• _Aim of the exercise_
Give only the number of lines in the data that include the string "index".

___ Material ___

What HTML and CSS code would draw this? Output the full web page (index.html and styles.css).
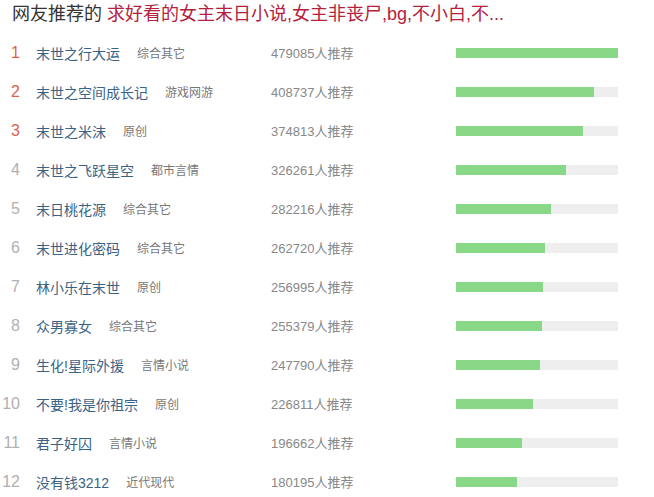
FILE: index.html
```html
<!DOCTYPE html>
<html lang="zh-CN">
<head>
<meta charset="utf-8">
<title>网友推荐</title>
<link rel="stylesheet" href="styles.css">
</head>
<body>
<div class="box">
  <h2 class="head"><span class="lead">网友推荐的</span> <span class="q">求好看的女主末日小说,女主非丧尸,bg,不小白,不...</span></h2>
  <ol class="list">
    <li class="row"><span class="rank top">1</span><span class="name"><a class="title">末世之行大运</a><span class="cat">综合其它</span></span><span class="count">479085人推荐</span><span class="bar"><span class="fill" style="width:162px"></span></span></li>
    <li class="row"><span class="rank top">2</span><span class="name"><a class="title">末世之空间成长记</a><span class="cat">游戏网游</span></span><span class="count">408737人推荐</span><span class="bar"><span class="fill" style="width:138px"></span></span></li>
    <li class="row"><span class="rank top">3</span><span class="name"><a class="title">末世之米沫</a><span class="cat">原创</span></span><span class="count">374813人推荐</span><span class="bar"><span class="fill" style="width:127px"></span></span></li>
    <li class="row"><span class="rank">4</span><span class="name"><a class="title">末世之飞跃星空</a><span class="cat">都市言情</span></span><span class="count">326261人推荐</span><span class="bar"><span class="fill" style="width:110px"></span></span></li>
    <li class="row"><span class="rank">5</span><span class="name"><a class="title">末日桃花源</a><span class="cat">综合其它</span></span><span class="count">282216人推荐</span><span class="bar"><span class="fill" style="width:95px"></span></span></li>
    <li class="row"><span class="rank">6</span><span class="name"><a class="title">末世进化密码</a><span class="cat">综合其它</span></span><span class="count">262720人推荐</span><span class="bar"><span class="fill" style="width:89px"></span></span></li>
    <li class="row"><span class="rank">7</span><span class="name"><a class="title">林小乐在末世</a><span class="cat">原创</span></span><span class="count">256995人推荐</span><span class="bar"><span class="fill" style="width:87px"></span></span></li>
    <li class="row"><span class="rank">8</span><span class="name"><a class="title">众男寡女</a><span class="cat">综合其它</span></span><span class="count">255379人推荐</span><span class="bar"><span class="fill" style="width:86px"></span></span></li>
    <li class="row"><span class="rank">9</span><span class="name"><a class="title">生化!星际外援</a><span class="cat">言情小说</span></span><span class="count">247790人推荐</span><span class="bar"><span class="fill" style="width:84px"></span></span></li>
    <li class="row"><span class="rank">10</span><span class="name"><a class="title">不要!我是你祖宗</a><span class="cat">原创</span></span><span class="count">226811人推荐</span><span class="bar"><span class="fill" style="width:77px"></span></span></li>
    <li class="row"><span class="rank">11</span><span class="name"><a class="title">君子好囚</a><span class="cat">言情小说</span></span><span class="count">196662人推荐</span><span class="bar"><span class="fill" style="width:66px"></span></span></li>
    <li class="row"><span class="rank">12</span><span class="name"><a class="title">没有钱3212</a><span class="cat">近代现代</span></span><span class="count">180195人推荐</span><span class="bar"><span class="fill" style="width:61px"></span></span></li>
  </ol>
</div>
</body>
</html>
```
FILE: styles.css
```css
html, body {
  margin: 0;
  padding: 0;
  background: #fff;
}
body {
  font-family: "Liberation Sans", "Noto Sans CJK SC", Arial, sans-serif;
}
.box {
  width: 654px;
}
.head {
  margin: 0;
  padding-left: 12px;
  height: 28px;
  line-height: 28px;
  font-size: 18px;
  font-weight: normal;
  white-space: nowrap;
}
.lead { color: #333; }
.q { color: #b5213d; }
.list {
  list-style: none;
  margin: 0;
  padding: 5px 0 0 0;
}
.row {
  display: grid;
  grid-template-columns: 20px 251px 185px 162px;
  align-items: center;
  height: 39px;
}
.rank {
  font-size: 16px;
  color: #b0b0b0;
  text-align: right;
}
.rank.top { color: #d9624f; }
.name {
  padding-left: 16px;
  display: flex;
  align-items: center;
  white-space: nowrap;
}
.title {
  font-size: 14px;
  color: #3a6285;
  text-decoration: none;
}
.cat {
  margin-left: 17px;
  font-size: 12px;
  color: #777;
}
.count {
  font-size: 13px;
  color: #888;
}
.bar {
  display: block;
  height: 10px;
  background: #eee;
}
.fill {
  display: block;
  height: 10px;
  background: #88d888;
}
```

___

• _Exercise response_
2